Il fallait un courage certain pour s’attaquer à une biographie de Baudelaire après celle, monumentale, que publièrent en 1987 (revue en en 1996, puis 2005) Claude Pichois et Jean Ziegler. Spécialiste de la littérature du XIXe siècle et notamment de Barbey d’Aurevilly, Marie-Christine Natta a relevé ce défi et son Baudelaire (Perrin, 893 pages, 28 €) se révèle plutôt réussi. Ecrite d’une plume alerte et fine, cette biographie, même si elle n’apporte pas une grande moisson d’inédits, repose sur une documentation sérieuse qui inclut les plus récents travaux de la recherche, dont témoignent les abondantes notes, réunies en fin de volume. S’appuyant sur la correspondance du poète, ses œuvres, même les moins connues du public, la presse de l’époque et surtout la correspondance et les témoignages directs de ses amis – en particulier l’écrivain Charles Asselineau et l’éditeur Auguste Poulet-Malassis -, l’auteure brosse de son modèle un portrait vivant, précis, équilibré, qui interroge bien des aspects de sa vie et tord au passage le cou à quelques idées reçues. Ainsi en est-il de la relation du jeune Baudelaire avec son beau-père, le futur général Aupick, qui ne devinrent vraiment conflictuelles au point de rendre tout contact impossible, contrairement à ce que beaucoup pensent, qu’assez tardivement.
Marie-Christine Natta met en lumière la complexité (les sentiments réciproquement ambivalents qui le lient à sa mère l’attestent) et les talents très variés de son héros, poète, critique d’art, traducteur, qui avait érigé en principe quasi-philosophique non seulement la recherche du Beau, mais aussi une « esthétique de l’étonnement » qui agaça nombre de ses contemporains.
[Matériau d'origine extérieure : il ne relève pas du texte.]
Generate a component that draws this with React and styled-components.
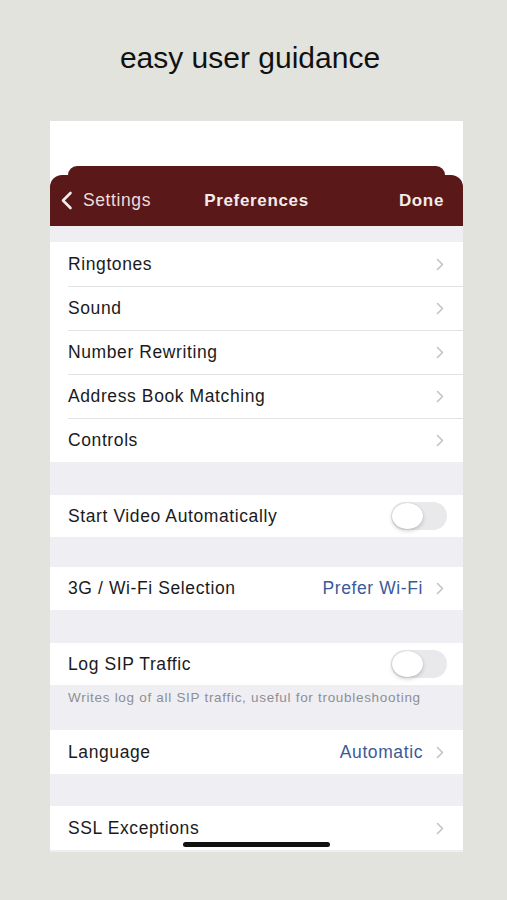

Elle souligne tous les paradoxes du poète : dandy flambeur, mais impécunieux suite à la dation d’un conseil judiciaire, socialiste en 1848, mais partisan de l’ordre sous l’Empire, riche de projets, mais procrastinateur impénitent inapte à mener la plupart d’entre eux à terme, novateur, mais adversaire du progrès, capable de beaux traits d’humour, mais perpétuellement rongé par le spleen… autant de singularités qui consacrent le « droit de se contredire » que, par ailleurs, ce provocateur né revendiquait haut et fort.
L’auteure possède en outre l’art de présenter en quelques paragraphes efficaces les personnages de son entourage, famille, écrivains, peintres, journalistes, amis et amours. Ce qu’elle dit, par exemple, d’Apollonie Sabatier (la Présidente), sur laquelle on a écrit beaucoup de remarquables imbécilités convenues, la rétablit dans son rôle, même si elle ne fait, curieusement, pas allusion, ne serait-ce que pour en dénoncer le ridicule, à la légende du « fiasco » qui aurait assombri leur unique nuit d’amour, probablement du 27 août 1857.
Les grands épisodes de la vie de Baudelaire font l’objet de solides développements, comme sa quête perpétuelle d’argent qui tourne à l’obsession jusqu’à sa mort, la préparation, la publication et le procès des Fleurs du Mal ou les derniers mois du poète, en Belgique puis en France, récit précis, sensible et factuel qui se situe aux antipodes du prudhommesque « romenquête » de Bernard-Henri Lévy, Les Derniers jours de Charles Baudelaire.
Certes, on pourra reprocher à Marie-Christine Natta de ne pas avoir évoqué autant que nécessaire la question politique chez Baudelaire, d’avoir plutôt survolé ses relations avec Gustave Courbet, en particulier du point de vue de l’esthétique alors que le Réalisme faisait l’objet de débats passionnés à l’époque, mais ces points de détail ne feront pas oublier une qualité majeure de ce livre : bien complet de notes, d’une abondante bibliographie et d’un indispensable index alphabétique, il est abordable par tous. Le simple amateur trouvera facilement ses repères au cœur d’un XIXe siècle qui ne lui est pas nécessairement familier ; le connaisseur y redécouvrira le poète et fera provision d’informations et de références.